Defence + Indemnity

The burden of proof for economic loss (past and future loss of income) for a minor plaintiff with no established career path at the time of the accident is only that of a real and substantial possibility, as opposed to the balance of probabilities.

MacLeod v. Marshall, 2019 ONCA 842, per Thorburn, J.A.

Facts + Issues

The Plaintiff MacLeod was born in 1969. He was sexually abused by Father Marshall while he was a student at St. Charles College, a school run by The Basilian Fathers of Toronto ("the Basilians").  At the time he was a minor and had no established career path.

MacLeod commenced proceedings against Marshall in 2012 and the case went to trial in 2018. The parties agreed that MacLeod had established on a balance of probabilities that Marshall owed a duty of care to MacLeod, that Marshall breached his duty of care to MacLeod, and that MacLeod suffered injury as a result of the abuse for which the Basilians were vicariously liable.

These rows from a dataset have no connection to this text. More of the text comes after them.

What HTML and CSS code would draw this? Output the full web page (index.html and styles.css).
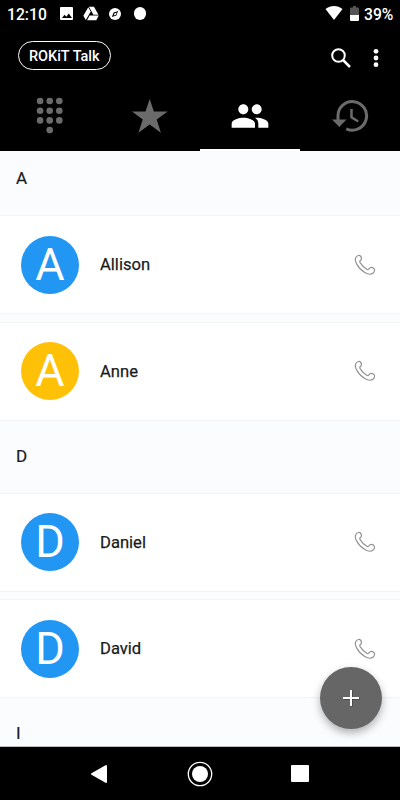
FILE: index.html
```html
<!DOCTYPE html>
<html lang="en">
<head>
<meta charset="utf-8">
<title>ROKiT Talk</title>
<link rel="stylesheet" href="styles.css">
</head>
<body>
<svg width="0" height="0" class="defs">
  <symbol id="phone" viewBox="0 0 22 22"><path d="M2 3.2 C3.2 1.2 5.8.8 6.9 2.6 C7.8 4.2 7.6 5.6 6.2 6.7 C5.6 7.2 5.7 7.9 6.1 8.6 C7.8 11.3 10.2 13.7 12.8 15.3 C13.6 15.8 14.3 15.7 14.9 14.9 C16 13.3 17.8 13.1 19.3 14.1 C21.1 15.3 20.8 17.7 19.2 19 C17 20.8 13.8 20.4 10.8 18.6 C7.1 16.3 4.2 12.9 2.4 9.4 C1.2 7 1 4.9 2 3.2Z"/></symbol>
</svg>
<div class="screen">
  <header class="status">
    <span class="time">12:10</span>
    <svg class="s-img" viewBox="0 0 13 13"><path fill="#fff" d="M1 0h11a1 1 0 0 1 1 1v11a1 1 0 0 1-1 1H1a1 1 0 0 1-1-1V1a1 1 0 0 1 1-1z"/><path d="M2 11l2.5-3.3 1.8 2.1 2.5-3.3L12 11z"/></svg>
    <svg class="s-drive" viewBox="0 0 24 22"><path fill="#fff" d="M7.900 1.500L.5 14.200l3.700 6.500L11.600 8zM9.900 14l-3.800 7h13.800l3.800-7zM23.200 12.800L16.500 1H8.900L15.600 12.800z"/></svg>
    <svg class="s-compass" viewBox="0 0 12 12"><circle cx="6" cy="6" r="6" fill="#fff"/><path d="M2.900 9.100l1.700-4.500 4.500-1.700-1.700 4.500z"/><path d="M4.700 7.600l.7-2.200 2.300-.8-.9 2.100z" fill="#fff"/></svg>
    <i class="s-dot"></i>
    <svg class="s-wifi" viewBox="0 0 18 14"><path fill="#fff" d="M.5 3C5.5-.9 12.500-.9 17.500 3L9 14z"/></svg>
    <svg class="s-batt" viewBox="0 0 9 15"><path fill="#555" d="M3 0h3v1.500h2a1 1 0 0 1 1 1V9H0V2.500a1 1 0 0 1 1-1h2z"/><path fill="#fff" d="M0 9h9v5a1 1 0 0 1-1 1H1a1 1 0 0 1-1-1z"/></svg>
    <span class="pct">39%</span>
  </header>
  <div class="appbar">
    <div class="pill">ROKiT Talk</div>
    <svg class="search" viewBox="0 0 20 20"><g fill="none" stroke="#fff"><circle cx="7.500" cy="7.500" r="6.300" stroke-width="2"/><path d="M12 12l7 7" stroke-width="2.500"/></g></svg>
    <svg class="more" viewBox="0 0 6 20"><g fill="#fff"><circle cx="3" cy="3.300" r="2.400"/><circle cx="3" cy="10" r="2.400"/><circle cx="3" cy="16.700" r="2.400"/></g></svg>
  </div>
  <nav class="tabs">
    <div class="tab"><svg width="28" height="38" viewBox="0 0 28 38"><g fill="#6b6b6b"><circle cx="4.100" cy="4" r="3.300"/><circle cx="13.700" cy="4" r="3.300"/><circle cx="23.300" cy="4" r="3.300"/><circle cx="4.100" cy="13.700" r="3.300"/><circle cx="13.700" cy="13.700" r="3.300"/><circle cx="23.300" cy="13.700" r="3.300"/><circle cx="4.100" cy="23.400" r="3.300"/><circle cx="13.700" cy="23.400" r="3.300"/><circle cx="23.300" cy="23.400" r="3.300"/><circle cx="13.700" cy="33.100" r="3.300"/></g></svg></div>
    <div class="tab"><svg width="36" height="36" viewBox="0 0 36 36"><path fill="#6b6b6b" d="M17.700 1l4.200 12.600H35.700L24.700 21.500l4.200 13.300L17.700 26.600 6.500 34.800l4.200-13.300L0 13.600h13.500z"/></svg></div>
    <div class="tab active"><svg width="40" height="40" viewBox="0 0 24 24"><path fill="#fff" d="M16 11c1.660 0 2.990-1.340 2.990-3S17.660 5 16 5s-3 1.340-3 3 1.340 3 3 3zm-8 0c1.660 0 2.990-1.340 2.990-3S9.660 5 8 5 5 6.340 5 8s1.340 3 3 3zm0 2c-2.330 0-7 1.170-7 3.500V19h14v-2.500c0-2.330-4.670-3.500-7-3.500zm8 0c-.29 0-.62.020-.97.050 1.160.840 1.970 1.970 1.970 3.450V19h6v-2.500c0-2.330-4.670-3.500-7-3.500z"/></svg></div>
    <div class="tab"><svg width="38" height="34" viewBox="0 0 38 34"><g fill="none" stroke="#6b6b6b"><path d="M7 21v-3.500a14.300 14.300 0 1 1 8.200 12.300" stroke-width="3"/><path d="M20.500 10v8.300l6.700 4.200" stroke-width="2.500"/></g><path fill="#6b6b6b" d="M1 20.500h14.500l-7.200 7.500z"/></svg></div>
  </nav>
  <main class="list">
    <h2>A</h2>
    <div class="row"><span class="avatar">A</span><span class="name">Allison</span><svg class="call"><use href="#phone"/></svg></div>
    <div class="row next"><span class="avatar amber">A</span><span class="name">Anne</span><svg class="call"><use href="#phone"/></svg></div>
    <h2>D</h2>
    <div class="row"><span class="avatar">D</span><span class="name">Daniel</span><svg class="call"><use href="#phone"/></svg></div>
    <div class="row next"><span class="avatar">D</span><span class="name">David</span><svg class="call"><use href="#phone"/></svg></div>
    <h2>I</h2>
  </main>
  <footer class="navbar">
    <svg width="18" height="20" viewBox="0 0 18 20"><path fill="#fff" stroke="#fff" stroke-width="2" stroke-linejoin="round" d="M2 10L16 2v16z"/></svg>
    <svg width="26" height="26" viewBox="0 0 26 26"><circle cx="13" cy="13" r="11.700" fill="none" stroke="#fff" stroke-width="1.300"/><circle cx="13" cy="13" r="8" fill="#fff"/></svg>
    <i class="square"></i>
  </footer>
  <button class="fab" aria-label="Add contact"><svg width="18" height="18" viewBox="0 0 18 18"><path d="M1.500 9.500h16M9.500 1.500v16" stroke="#333" stroke-width="2"/><path d="M1 9h16M9 1v16" stroke="#fff" stroke-width="2"/></svg></button>
</div>
</body>
</html>
```
FILE: styles.css
```css
* { box-sizing: border-box; }
body { margin: 0; font-family: Roboto, sans-serif; }
svg { display: block; flex: none; }
.defs { position: absolute; }
.screen {
  position: relative;
  width: 400px;
  height: 800px;
  overflow: hidden;
  display: flex;
  flex-direction: column;
  background: #000;
}
.status {
  height: 28px;
  flex: none;
  display: flex;
  align-items: center;
  padding: 0 7px;
  color: #fff;
  font-size: 15.700px;
  font-weight: 500;
}
.time { width: 53px; }
.s-img { width: 13px; height: 13px; margin-top: -1px; }
.s-drive { width: 16px; height: 15px; margin: -1px 0 0 10px; }
.s-compass { width: 12px; height: 12px; margin: -1px 0 0 10px; }
.s-dot { width: 12.500px; height: 12.500px; margin: -1px 0 0 12.500px; border-radius: 50%; background: #fff; }
.s-wifi { width: 18px; height: 14px; margin: -2px 0 0 auto; }
.s-batt { width: 9px; height: 15px; margin: -1px 5px 0 7px; }
.pct { width: 29px; white-space: nowrap; }
.appbar {
  height: 56px;
  flex: none;
  display: flex;
  align-items: center;
  padding: 0 21.500px 0 17.500px;
}
.pill {
  width: 93.500px;
  height: 29px;
  margin: -1px auto 0 0;
  border: 1.300px solid #fff;
  border-radius: 15px;
  color: #fff;
  font-size: 14.500px;
  font-weight: 500;
  line-height: 29px;
  text-align: center;
  white-space: nowrap;
}
.search { width: 20px; height: 20px; margin: 3px 21.500px 0 0; }
.more { width: 6px; height: 20px; margin-top: 4px; }
.tabs { display: grid; grid-template-columns: repeat(4, 1fr); height: 67px; flex: none; }
.tab { display: flex; align-items: center; justify-content: center; padding-bottom: 4px; }
.tab.active { border-bottom: 2px solid #fff; padding-bottom: 1px; }
.list { flex: 1; min-height: 0; overflow: hidden; background: #fbfcfe; }
.list h2 {
  height: 74px;
  margin: 0;
  padding-left: 16px;
  color: #1b1b1b;
  font-size: 17px;
  font-weight: 400;
  line-height: 73px;
  -webkit-text-stroke: .2px #1b1b1b;
}
.list h2:first-child { height: 65px; line-height: 54px; }
.row {
  height: 97px;
  display: flex;
  align-items: center;
  padding: 0 24px 0 21px;
  background: #fff;
  box-shadow: 0 0 0 1px #f2f3f5;
}
.row.next { margin-top: 9.500px; }
.avatar {
  width: 58px;
  height: 58px;
  border-radius: 50%;
  background: #2196f3;
  color: #fff;
  font-size: 45px;
  line-height: 58px;
  text-align: center;
}
.amber { background: #ffc107; }
.name {
  flex: 1;
  margin-left: 21px;
  color: #1b1b1b;
  font-size: 16.600px;
  -webkit-text-stroke: .25px #1b1b1b;
}
.call { width: 22px; height: 22px; fill: none; stroke: #929292; stroke-width: 1.200; }
.navbar {
  height: 54px;
  flex: none;
  display: flex;
  align-items: center;
  justify-content: space-between;
  padding: 0 91px 0 90px;
  border-top: 1px solid #b9bbbd;
}
.square { width: 18px; height: 17px; border-radius: 1px; background: #fff; }
.fab {
  position: absolute;
  left: 320px;
  top: 667px;
  width: 62px;
  height: 62px;
  padding: 0;
  display: flex;
  align-items: center;
  justify-content: center;
  border: 0;
  border-radius: 50%;
  background: #666;
  box-shadow: 0 4px 9px rgba(0, 0, 0, .3);
}
```
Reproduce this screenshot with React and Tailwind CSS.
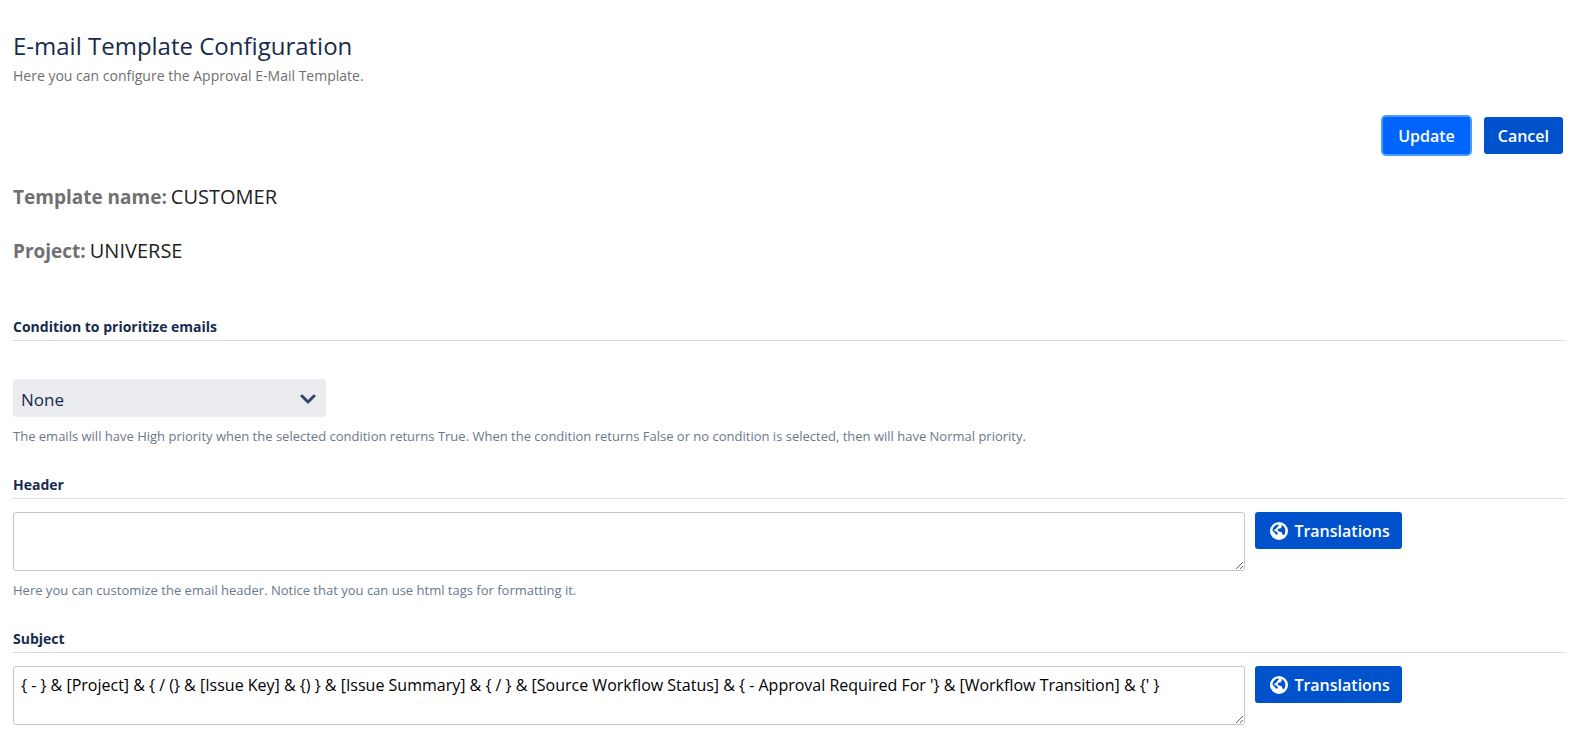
import React, { useState } from 'react';

const subjectText =
  "{ - } & [Project] & { / (} & [Issue Key] & {) } & [Issue Summary] & { / } & [Source Workflow Status] & { - Approval Required For '} & [Workflow Transition] & {' }";

function GlobeIcon() {
  return (
    <svg viewBox="0 0 18 18" className="h-[18px] w-[18px]" aria-hidden="true">
      <circle cx="9" cy="9" r="9" fill="#fff" />
      <path
        d="M2.6 8.8 C2.6 5.6 4.800 3.2 7.600 2.600 L9.200 3.400 L7.400 4.800 L6.400 6.400 L4.600 7.400 L4.200 9 L6.400 9.400 L7.800 11 L7.600 12.400 L5.800 12.400 L4.400 10.600 Z M11.200 2.800 C13.800 3.800 15.400 6.200 15.400 8.800 C15.400 10.600 14.800 12 13.800 13.200 L12.400 12.600 L11.800 10.200 L8.800 9.400 L7.400 8 L8.600 6.800 L10.600 6.200 L11.800 4.800 Z"
        fill="#0052cc"
      />
    </svg>
  );
}

function SectionTitle({ htmlFor, children }) {
  return (
    <h2 className="border-b border-[#dddddd] pb-[3px] text-sm leading-5 font-bold text-[#172b4d]">
      <label htmlFor={htmlFor}>{children}</label>
    </h2>
  );
}

function TranslatedField({ id, title, value, onChange, help }) {
  return (
    <section className="mt-[29px]">
      <SectionTitle htmlFor={id}>{title}</SectionTitle>
      <div className="mt-[13px] flex items-start gap-2.5">
        <textarea
          id={id}
          value={value}
          onChange={(e) => onChange(e.target.value)}
          className="h-[59px] w-[calc(80%-10px)] resize rounded-[3px] border border-[#c1c7d0] px-[7px] py-1.5 text-base leading-6 text-black"
        />
        <button
          type="button"
          className="flex h-[37px] items-center gap-1.5 rounded-[3px] bg-[#0052cc] pr-3 pl-[15px] text-base font-semibold text-white"
        >
          <GlobeIcon />
          Translations
        </button>
      </div>
      {help && <p className="mt-[9px] text-[13px] leading-5 text-[#6b778c]">{help}</p>}
    </section>
  );
}

export default function App() {
  const [condition, setCondition] = useState('none');
  const [header, setHeader] = useState('');
  const [subject, setSubject] = useState(subjectText);

  return (
    <main className="bg-white px-[13px] pt-[30px] font-['Open_Sans','Noto_Sans',sans-serif]">
      <h1 className="text-2xl leading-8 font-medium text-[#172b4d]">E-mail Template Configuration</h1>
      <p className="mt-0.5 text-sm leading-6 text-[#707070]">Here you can configure the Approval E-Mail Template.</p>

      <div className="mt-[29px] mr-[3px] flex justify-end gap-3.5">
        <button
          type="button"
          className="h-[37px] rounded-[3px] bg-[#0065ff] px-[15px] text-base font-semibold text-white ring-2 ring-[#4c9aff]"
        >
          Update
        </button>
        <button type="button" className="h-[37px] rounded-[3px] bg-[#0052cc] px-3.5 text-base font-semibold text-white">
          Cancel
        </button>
      </div>

      <dl className="mt-[29px] flex flex-col gap-[26px] text-xl leading-7">
        <div className="flex items-baseline gap-1">
          <dt className="text-[19px] leading-7 font-bold text-[#707070]">Template name:</dt>
          <dd className="text-[#222222]">CUSTOMER</dd>
        </div>
        <div className="flex items-baseline gap-1">
          <dt className="text-[19px] leading-7 font-bold text-[#707070]">Project:</dt>
          <dd className="text-[#222222]">UNIVERSE</dd>
        </div>
      </dl>

      <section className="mt-[52px]">
        <SectionTitle htmlFor="condition">Condition to prioritize emails</SectionTitle>
        <div className="relative mt-[38px] w-[313px]">
          <select
            id="condition"
            value={condition}
            onChange={(e) => setCondition(e.target.value)}
            className="block h-[38px] w-full appearance-none rounded-[3px] bg-[#ebecf0] px-2 pt-1 text-[17px] leading-6 text-[#172b4d]"
          >
            <option value="none">None</option>
          </select>
          <svg
            viewBox="0 0 16 10"
            className="pointer-events-none absolute top-[15px] right-[10px] h-2.5 w-4"
            fill="none"
            stroke="#344563"
            strokeWidth="3"
            strokeLinecap="round"
            strokeLinejoin="round"
            aria-hidden="true"
          >
            <path d="M2 2l6 6 6-6" />
          </svg>
        </div>
        <p className="mt-[9px] text-[13px] leading-5 text-[#6b778c]">
          The emails will have High priority when the selected condition returns True. When the condition returns False
          or no condition is selected, then will have Normal priority.
        </p>
      </section>

      <TranslatedField
        id="header"
        title="Header"
        value={header}
        onChange={setHeader}
        help="Here you can customize the email header. Notice that you can use html tags for formatting it."
      />
      <TranslatedField id="subject" title="Subject" value={subject} onChange={setSubject} />
    </main>
  );
}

The parties also agreed that the abuse caused or materially contributed to MacLeod's general damages, aggravated damages, and future care costs, but the Basilians did not admit that the sexual abuse resulted in any loss of income or that it should attract punitive damages.

The trial judge instructed the jury as follows:

  1. That for MacLeod's claim for past loss of income need only be proven on the standard of a real and substantial possibility. On appeal, the Basilians argued that this lower burden of proof only applied to future income loss.
  2. That the jury must assess how the Plaintiff's life would have gone had he not suffered sexual abuse and that this hypothetical need only be proven on the standard of a real and substantial probability that such losses were caused by the sexual abuse. On appeal, the Basilians argued that the standard was proof on a balance of probabilities.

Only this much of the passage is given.